Privacy also matters here. Photo libraries are personal, and many users reasonably do not want to upload original images to a third-party service just to save space. On-device processing avoids that problem. It is faster, more private, and much easier to trust when there is no analytics-heavy cloud handoff in the middle.
How to decide what to convert first
Start with the photos that combine three traits: large original size, completed editing, and low need for future RAW adjustments. Old ProRAW shots are usually the first candidates. Imported mirrorless or DSLR RAW files are next, especially if they live in albums you keep for reference, travel, family, or finished client selects.
Recent work still under active review can wait. The same goes for images you may re-edit for print or publication. Storage strategy works best when it follows real usage, not just file size.
It is also worth thinking in batches. Converting a few scattered files helps a little. Converting a completed album, project, or date range is where you notice the difference.

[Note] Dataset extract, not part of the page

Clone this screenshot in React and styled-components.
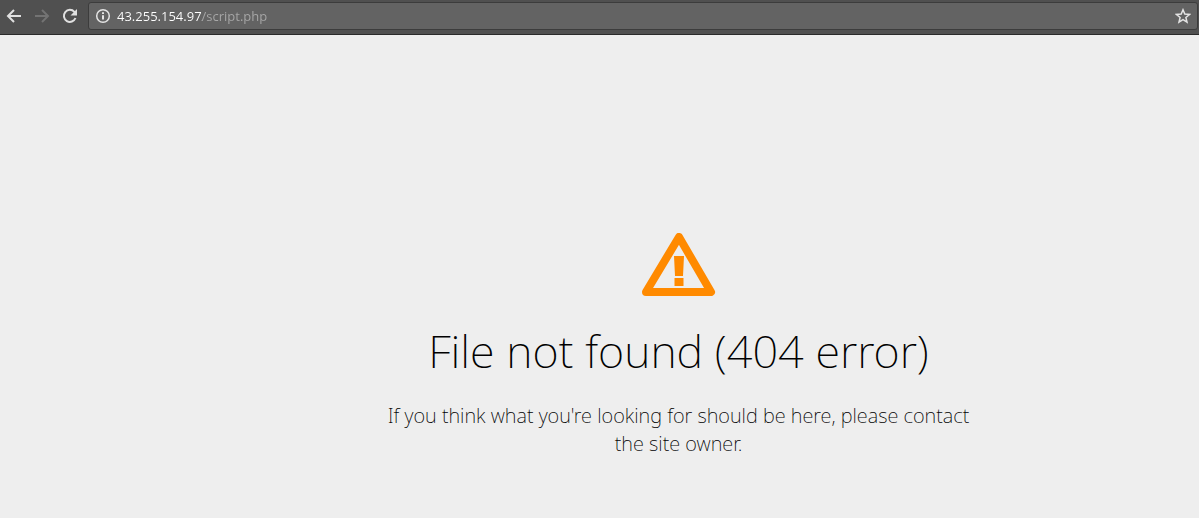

Your free space jumps faster, and your library becomes easier to manage consistently.
The trade-off that matters most
The real question is not whether RAW is better than HEIC. RAW is better for capture flexibility. HEIC is better for efficient storage and everyday use. The question is when each format makes sense in your library.
For Apple users who rely on Photos as their main system, the best answer is usually not extreme. You do not need to keep everything in RAW forever, and you do not need to flatten your entire library into the smallest possible format either. A mixed strategy is smarter. Keep the files that still benefit from RAW. Convert the ones that are already done.
That gives you the part that matters most: lower storage pressure without sacrificing the way you organize, edit, and trust your photo library.
Your iPhone does not need fewer good photos. It needs fewer oversized files pretending to still be active work.